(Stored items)
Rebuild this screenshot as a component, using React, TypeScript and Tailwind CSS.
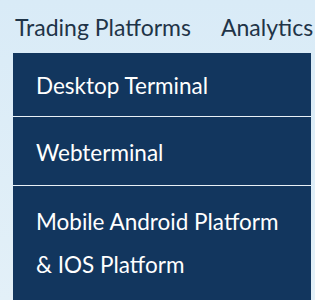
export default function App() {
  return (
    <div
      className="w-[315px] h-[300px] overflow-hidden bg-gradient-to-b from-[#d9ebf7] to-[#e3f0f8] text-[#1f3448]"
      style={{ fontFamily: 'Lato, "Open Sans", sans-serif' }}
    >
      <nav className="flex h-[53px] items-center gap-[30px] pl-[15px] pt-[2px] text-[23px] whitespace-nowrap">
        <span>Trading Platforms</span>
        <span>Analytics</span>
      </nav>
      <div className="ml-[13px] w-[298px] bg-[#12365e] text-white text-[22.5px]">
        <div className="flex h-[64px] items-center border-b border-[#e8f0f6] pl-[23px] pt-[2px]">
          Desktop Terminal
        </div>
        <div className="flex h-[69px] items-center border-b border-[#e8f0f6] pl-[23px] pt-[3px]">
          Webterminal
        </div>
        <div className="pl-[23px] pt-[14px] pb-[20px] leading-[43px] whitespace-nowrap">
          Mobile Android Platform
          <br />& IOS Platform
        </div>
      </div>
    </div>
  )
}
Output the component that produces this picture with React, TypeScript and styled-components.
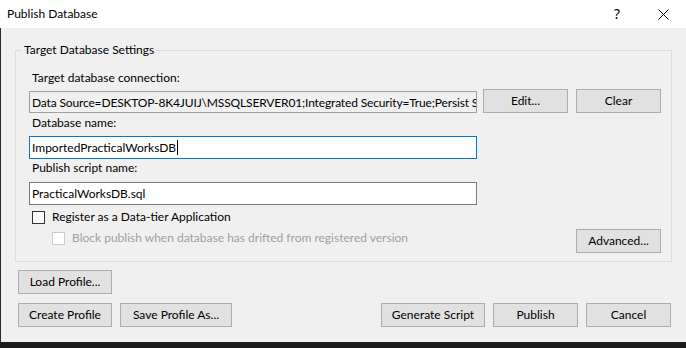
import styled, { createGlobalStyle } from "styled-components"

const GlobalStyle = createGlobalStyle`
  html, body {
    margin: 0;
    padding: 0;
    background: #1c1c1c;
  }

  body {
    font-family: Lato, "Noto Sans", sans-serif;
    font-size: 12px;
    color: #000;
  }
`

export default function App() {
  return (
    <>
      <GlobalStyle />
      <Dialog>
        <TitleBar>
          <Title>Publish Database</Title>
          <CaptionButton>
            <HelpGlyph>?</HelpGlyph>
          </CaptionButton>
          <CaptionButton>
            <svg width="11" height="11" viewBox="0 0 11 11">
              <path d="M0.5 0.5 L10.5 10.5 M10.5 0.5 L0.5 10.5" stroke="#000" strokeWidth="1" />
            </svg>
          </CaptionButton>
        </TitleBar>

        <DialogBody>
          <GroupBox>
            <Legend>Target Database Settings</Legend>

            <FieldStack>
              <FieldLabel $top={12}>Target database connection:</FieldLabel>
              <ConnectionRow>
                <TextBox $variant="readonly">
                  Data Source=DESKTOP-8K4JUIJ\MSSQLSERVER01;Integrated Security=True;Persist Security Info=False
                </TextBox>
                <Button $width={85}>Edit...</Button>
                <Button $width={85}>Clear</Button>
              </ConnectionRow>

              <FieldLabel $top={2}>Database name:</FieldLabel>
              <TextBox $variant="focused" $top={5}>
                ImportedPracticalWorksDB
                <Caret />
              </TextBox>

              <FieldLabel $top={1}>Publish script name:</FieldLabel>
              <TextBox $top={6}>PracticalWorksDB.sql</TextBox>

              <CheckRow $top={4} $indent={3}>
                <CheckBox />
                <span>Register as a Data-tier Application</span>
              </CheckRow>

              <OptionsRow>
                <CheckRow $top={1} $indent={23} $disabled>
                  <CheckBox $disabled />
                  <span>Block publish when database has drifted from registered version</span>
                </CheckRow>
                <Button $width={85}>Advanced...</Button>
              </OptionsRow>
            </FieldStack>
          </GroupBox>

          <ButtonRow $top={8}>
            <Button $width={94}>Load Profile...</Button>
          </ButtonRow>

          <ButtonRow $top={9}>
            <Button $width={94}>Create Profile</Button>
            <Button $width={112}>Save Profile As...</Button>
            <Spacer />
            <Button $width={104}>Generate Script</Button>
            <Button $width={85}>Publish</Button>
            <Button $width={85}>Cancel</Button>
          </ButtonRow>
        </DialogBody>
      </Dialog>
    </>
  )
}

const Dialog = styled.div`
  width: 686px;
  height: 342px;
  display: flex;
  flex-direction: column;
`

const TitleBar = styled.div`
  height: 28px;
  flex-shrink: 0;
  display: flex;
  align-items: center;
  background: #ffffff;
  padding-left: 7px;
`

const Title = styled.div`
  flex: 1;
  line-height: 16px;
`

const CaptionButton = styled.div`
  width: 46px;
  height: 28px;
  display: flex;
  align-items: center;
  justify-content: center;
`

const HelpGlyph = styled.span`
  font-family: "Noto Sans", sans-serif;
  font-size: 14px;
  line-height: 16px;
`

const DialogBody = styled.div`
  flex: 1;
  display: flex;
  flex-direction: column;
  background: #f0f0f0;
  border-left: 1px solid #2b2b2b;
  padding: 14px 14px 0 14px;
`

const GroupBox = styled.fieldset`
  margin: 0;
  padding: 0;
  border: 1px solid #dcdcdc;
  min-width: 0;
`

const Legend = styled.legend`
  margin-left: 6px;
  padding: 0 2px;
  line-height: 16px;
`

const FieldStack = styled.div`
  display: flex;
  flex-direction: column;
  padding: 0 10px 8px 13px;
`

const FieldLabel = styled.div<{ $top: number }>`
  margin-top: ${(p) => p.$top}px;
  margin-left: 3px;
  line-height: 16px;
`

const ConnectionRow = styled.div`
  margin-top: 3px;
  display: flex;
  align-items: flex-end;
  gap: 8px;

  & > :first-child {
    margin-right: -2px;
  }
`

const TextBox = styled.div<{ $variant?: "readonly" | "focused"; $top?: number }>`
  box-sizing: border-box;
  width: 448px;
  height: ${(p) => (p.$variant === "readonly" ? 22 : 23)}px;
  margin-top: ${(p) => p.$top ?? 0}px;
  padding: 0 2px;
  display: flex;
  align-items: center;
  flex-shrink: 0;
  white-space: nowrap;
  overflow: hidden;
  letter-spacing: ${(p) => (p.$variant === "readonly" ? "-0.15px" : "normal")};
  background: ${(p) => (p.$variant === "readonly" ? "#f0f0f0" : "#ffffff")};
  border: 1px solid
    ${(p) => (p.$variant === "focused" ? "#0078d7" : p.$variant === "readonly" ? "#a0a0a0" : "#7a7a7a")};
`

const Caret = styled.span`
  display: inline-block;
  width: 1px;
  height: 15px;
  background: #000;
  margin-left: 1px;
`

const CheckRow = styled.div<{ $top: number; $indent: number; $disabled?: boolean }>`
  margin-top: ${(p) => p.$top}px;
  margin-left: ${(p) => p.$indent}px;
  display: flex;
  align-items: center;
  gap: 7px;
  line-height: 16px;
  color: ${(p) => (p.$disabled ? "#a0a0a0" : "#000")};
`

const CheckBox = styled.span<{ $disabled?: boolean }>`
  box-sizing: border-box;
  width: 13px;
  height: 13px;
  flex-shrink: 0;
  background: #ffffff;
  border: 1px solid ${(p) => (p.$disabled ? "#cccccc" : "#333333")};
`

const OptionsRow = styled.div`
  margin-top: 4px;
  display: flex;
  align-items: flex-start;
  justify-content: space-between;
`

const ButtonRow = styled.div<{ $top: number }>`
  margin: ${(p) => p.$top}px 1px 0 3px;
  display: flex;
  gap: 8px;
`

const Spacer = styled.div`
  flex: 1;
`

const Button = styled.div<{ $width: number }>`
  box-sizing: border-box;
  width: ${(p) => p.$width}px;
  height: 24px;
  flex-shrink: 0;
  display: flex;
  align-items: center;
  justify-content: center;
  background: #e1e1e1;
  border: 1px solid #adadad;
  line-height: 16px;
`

**Aim**
Copy the material shown above in full and exactly. Skip the pictures.

**Response to this task**
Rebuild this screenshot as a component, using React, TypeScript and Tailwind CSS.
export default function App() {
  return (
    <div
      className="w-[315px] h-[300px] overflow-hidden bg-gradient-to-b from-[#d9ebf7] to-[#e3f0f8] text-[#1f3448]"
      style={{ fontFamily: 'Lato, "Open Sans", sans-serif' }}
    >
      <nav className="flex h-[53px] items-center gap-[30px] pl-[15px] pt-[2px] text-[23px] whitespace-nowrap">
        <span>Trading Platforms</span>
        <span>Analytics</span>
      </nav>
      <div className="ml-[13px] w-[298px] bg-[#12365e] text-white text-[22.5px]">
        <div className="flex h-[64px] items-center border-b border-[#e8f0f6] pl-[23px] pt-[2px]">
          Desktop Terminal
        </div>
        <div className="flex h-[69px] items-center border-b border-[#e8f0f6] pl-[23px] pt-[3px]">
          Webterminal
        </div>
        <div className="pl-[23px] pt-[14px] pb-[20px] leading-[43px] whitespace-nowrap">
          Mobile Android Platform
          <br />& IOS Platform
        </div>
      </div>
    </div>
  )
}
Output the component that produces this picture with React, TypeScript and styled-components.
import styled, { createGlobalStyle } from "styled-components"

const GlobalStyle = createGlobalStyle`
  html, body {
    margin: 0;
    padding: 0;
    background: #1c1c1c;
  }

  body {
    font-family: Lato, "Noto Sans", sans-serif;
    font-size: 12px;
    color: #000;
  }
`

export default function App() {
  return (
    <>
      <GlobalStyle />
      <Dialog>
        <TitleBar>
          <Title>Publish Database</Title>
          <CaptionButton>
            <HelpGlyph>?</HelpGlyph>
          </CaptionButton>
          <CaptionButton>
            <svg width="11" height="11" viewBox="0 0 11 11">
              <path d="M0.5 0.5 L10.5 10.5 M10.5 0.5 L0.5 10.5" stroke="#000" strokeWidth="1" />
            </svg>
          </CaptionButton>
        </TitleBar>

        <DialogBody>
          <GroupBox>
            <Legend>Target Database Settings</Legend>

            <FieldStack>
              <FieldLabel $top={12}>Target database connection:</FieldLabel>
              <ConnectionRow>
                <TextBox $variant="readonly">
                  Data Source=DESKTOP-8K4JUIJ\MSSQLSERVER01;Integrated Security=True;Persist Security Info=False
                </TextBox>
                <Button $width={85}>Edit...</Button>
                <Button $width={85}>Clear</Button>
              </ConnectionRow>

              <FieldLabel $top={2}>Database name:</FieldLabel>
              <TextBox $variant="focused" $top={5}>
                ImportedPracticalWorksDB
                <Caret />
              </TextBox>

              <FieldLabel $top={1}>Publish script name:</FieldLabel>
              <TextBox $top={6}>PracticalWorksDB.sql</TextBox>

              <CheckRow $top={4} $indent={3}>
                <CheckBox />
                <span>Register as a Data-tier Application</span>
              </CheckRow>

              <OptionsRow>
                <CheckRow $top={1} $indent={23} $disabled>
                  <CheckBox $disabled />
                  <span>Block publish when database has drifted from registered version</span>
                </CheckRow>
                <Button $width={85}>Advanced...</Button>
              </OptionsRow>
            </FieldStack>
          </GroupBox>

          <ButtonRow $top={8}>
            <Button $width={94}>Load Profile...</Button>
          </ButtonRow>

          <ButtonRow $top={9}>
            <Button $width={94}>Create Profile</Button>
            <Button $width={112}>Save Profile As...</Button>
            <Spacer />
            <Button $width={104}>Generate Script</Button>
            <Button $width={85}>Publish</Button>
            <Button $width={85}>Cancel</Button>
          </ButtonRow>
        </DialogBody>
      </Dialog>
    </>
  )
}

const Dialog = styled.div`
  width: 686px;
  height: 342px;
  display: flex;
  flex-direction: column;
`

const TitleBar = styled.div`
  height: 28px;
  flex-shrink: 0;
  display: flex;
  align-items: center;
  background: #ffffff;
  padding-left: 7px;
`

const Title = styled.div`
  flex: 1;
  line-height: 16px;
`

const CaptionButton = styled.div`
  width: 46px;
  height: 28px;
  display: flex;
  align-items: center;
  justify-content: center;
`

const HelpGlyph = styled.span`
  font-family: "Noto Sans", sans-serif;
  font-size: 14px;
  line-height: 16px;
`

const DialogBody = styled.div`
  flex: 1;
  display: flex;
  flex-direction: column;
  background: #f0f0f0;
  border-left: 1px solid #2b2b2b;
  padding: 14px 14px 0 14px;
`

const GroupBox = styled.fieldset`
  margin: 0;
  padding: 0;
  border: 1px solid #dcdcdc;
  min-width: 0;
`

const Legend = styled.legend`
  margin-left: 6px;
  padding: 0 2px;
  line-height: 16px;
`

const FieldStack = styled.div`
  display: flex;
  flex-direction: column;
  padding: 0 10px 8px 13px;
`

const FieldLabel = styled.div<{ $top: number }>`
  margin-top: ${(p) => p.$top}px;
  margin-left: 3px;
  line-height: 16px;
`

const ConnectionRow = styled.div`
  margin-top: 3px;
  display: flex;
  align-items: flex-end;
  gap: 8px;

  & > :first-child {
    margin-right: -2px;
  }
`

const TextBox = styled.div<{ $variant?: "readonly" | "focused"; $top?: number }>`
  box-sizing: border-box;
  width: 448px;
  height: ${(p) => (p.$variant === "readonly" ? 22 : 23)}px;
  margin-top: ${(p) => p.$top ?? 0}px;
  padding: 0 2px;
  display: flex;
  align-items: center;
  flex-shrink: 0;
  white-space: nowrap;
  overflow: hidden;
  letter-spacing: ${(p) => (p.$variant === "readonly" ? "-0.15px" : "normal")};
  background: ${(p) => (p.$variant === "readonly" ? "#f0f0f0" : "#ffffff")};
  border: 1px solid
    ${(p) => (p.$variant === "focused" ? "#0078d7" : p.$variant === "readonly" ? "#a0a0a0" : "#7a7a7a")};
`

const Caret = styled.span`
  display: inline-block;
  width: 1px;
  height: 15px;
  background: #000;
  margin-left: 1px;
`

const CheckRow = styled.div<{ $top: number; $indent: number; $disabled?: boolean }>`
  margin-top: ${(p) => p.$top}px;
  margin-left: ${(p) => p.$indent}px;
  display: flex;
  align-items: center;
  gap: 7px;
  line-height: 16px;
  color: ${(p) => (p.$disabled ? "#a0a0a0" : "#000")};
`

const CheckBox = styled.span<{ $disabled?: boolean }>`
  box-sizing: border-box;
  width: 13px;
  height: 13px;
  flex-shrink: 0;
  background: #ffffff;
  border: 1px solid ${(p) => (p.$disabled ? "#cccccc" : "#333333")};
`

const OptionsRow = styled.div`
  margin-top: 4px;
  display: flex;
  align-items: flex-start;
  justify-content: space-between;
`

const ButtonRow = styled.div<{ $top: number }>`
  margin: ${(p) => p.$top}px 1px 0 3px;
  display: flex;
  gap: 8px;
`

const Spacer = styled.div`
  flex: 1;
`

const Button = styled.div<{ $width: number }>`
  box-sizing: border-box;
  width: ${(p) => p.$width}px;
  height: 24px;
  flex-shrink: 0;
  display: flex;
  align-items: center;
  justify-content: center;
  background: #e1e1e1;
  border: 1px solid #adadad;
  line-height: 16px;
`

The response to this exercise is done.